If the marginal propensity to spend of the borrower is greater, than the net wealth effect of a rate cut when aggregating over the borrower and lender in any borrower-lender relationship is stimulative. If the marginal propensity to spend of the lender is greater, then the net wealth effect of a rate cut on the combined spending of that particular borrower-lender pair is contractionary, but other borrower-lender pairs, the substitution effect and open-economy effects could still make the rate cut stimulative overall. Thus:
It is a good exercise to try to identify borrower-lender pairs for whom the marginal propensity to spend is higher for the lender than for the borrower. This will be hard. If you think you have succeeded, definitely tell me what you found in a comment!
However, a particular type of borrower-lender pair that does have the lender’s marginal propensity to spend higher has to be numerous enough and important enough to outweigh the net wealth effects from all the other types of borrower-lender pairs, as well as the substitution effect and open-economy effects if they are on net stimulative (as they will be if the straightforward exchange-rate effect on net exports dominates).
It is a tall order to meet this standard for rate cuts to be contractionary. The most likely case for rate cuts to be contractionary is if a nation has a massive amount of foreign-currency-denominated debt. That is, I think the open-economy effects having to do with foreign debt are the one plausible reason for interest-rate cuts to be contractionary. (Of course, if interest rate cuts are contractionary locally, then interest-rate increases will be stimulative locally, so monetary policy can still stimulate.)
Except in one situation, I think it is very, very hard to maintain that in the real world borrowers overall have lower marginal marginal propensities to spend than lenders, weighting by magnitude of borrowing. As long as borrowers have a higher marginal propensity to spend than lenders, the bottom line is this: the direct wealth and substitution effects of interest rate cuts are unambiguously stimulative, so rate cuts will be unambiguosly stimulative overall if net open-economy effects from rate cuts are stimulative.
What is the one exception I can see? It is actually about rate increases being stimulative, not directly about rate cuts being contractionary. In many hyperinflationary situations, the government feels unable to cut back spending any more, so that its marginal propensity to spend less when its interest rate expenses increase is close to zero—less than the marginal propensity to spend of the bondholders out of their extra interest-rate income. Other than that, it is hard to think of a weighty exception to the the norm that borrowers have a higher marginal propensity to spend than lenders.
This bottom line based on the forces we have analyzed so far leaves two questions:
Q: What will happen to the magnitude of the effects in the diagram when rates start deep in negative territory?
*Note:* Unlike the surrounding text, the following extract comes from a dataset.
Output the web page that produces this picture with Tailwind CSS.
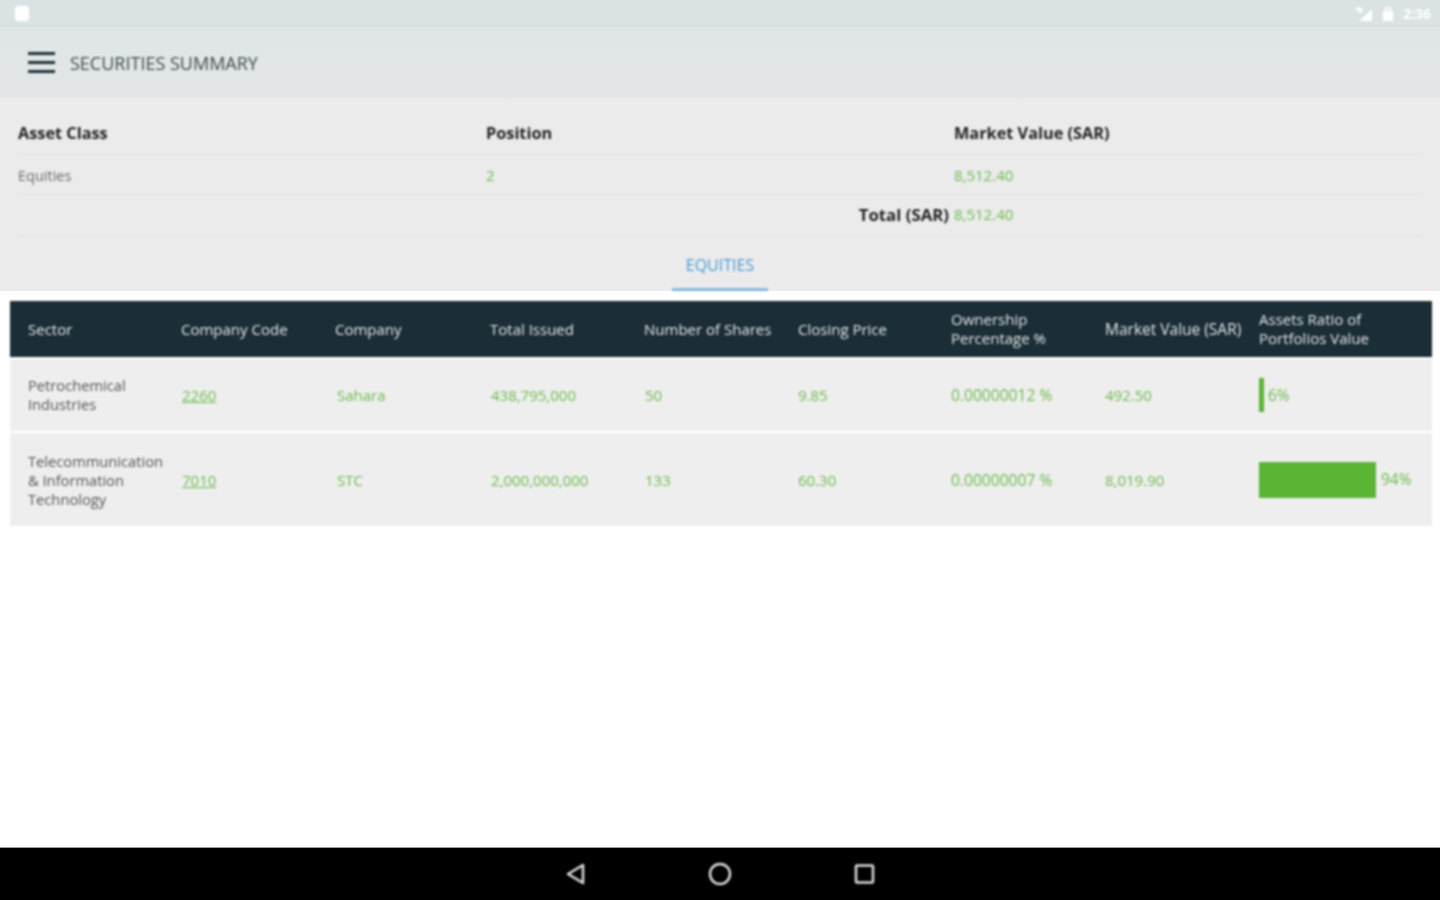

A: It is hard to see why the gap between marginal propensities to spend of borrowers and lenders should narrow dramatically as interest rates go lower. And notice that there is no serious problem for monetary policy firepower if the gap narrows somewhat. As long as the sign of the gap continues to make the marginal propensity to spend higher for borrowers than lenders, there is still the direct substitution effect and the open-economy effects. And their is no plausible real-world reason for the substitution effect to become dramatically smaller as rates go lower. Indeed, negative rates are especially salient, and deep negative rates even more salient, so if one adds in some behavioral-economics effects, one would expect the substitution effect to get somewhat bigger as rates go lower. (Why would deep negative rates be even more salient than shallow negative rates? At some point, rates are negative enough that even after a risk premium is added on top of the risk-free rate, more and more borrowers can borrow at a negative rate at least for short maturities. That is salient!)
Q: What important effects are omitted that need discussion? The main additional effects I can think of are nominal-illusion effects. The key thing here is that nominal-illusion effects will affect borrowers or lenders. So it is important to think about the net effect aggregated over borrowers and lenders of nominal illusions interacting with rate cuts. To me, it seems most plausible that nominal-illusion effects are like the salience effects I discussed above: juicing up the effects of interest-rate cuts on both borrowers and lenders. And borrowers tend to be either equally or less sophisticated than lenders. So the effects of interest rate cuts should be juiced up by nominal illusions more for borrowers overall than for lenders.
Conclusion: Let me conclude by pointing out that it is very easy to make theoretical models in which the marginal propensity to spend is higher for lenders than for borrowers. It is just that those parameter values aren’t very plausible in the real world. A simple example is that in a two-period model one could have for lenders highly curved period-utility in the second period but very slightly curved period-utility in the first period (more or less a “target retirement consumption” utility function) and do the opposite for borrowers: highly curved period-utility in the first period but very slightly curved period-utility in the second period. But why assume such different functional forms for borrowers and lenders? Isn’t it more likely that they have similar functional forms but different utility discount rates (levels of impatience)?
When it comes down to it, do we really believe empirically, in the real world, that there are weighty parts of the economy where lenders have a higher marginal propensity to spend than borrowers? I think not. And if I am right about the rarity of marginal propensities to spend that are higher for lenders in a borrower-lender pair, then only open-economy effects can overturn the idea that rate cuts remain substantially stimulative however low rates go. (“Substantially stimulative” means that there is a strictly positive lower bound on how stimulative a 100-basis-point cut will be, no matter how low rates have gone already.) That yields unlimited monetary-policy firepower if one has addressed the bank profits problem and the paper currency problem so that rates can go as low as necessary.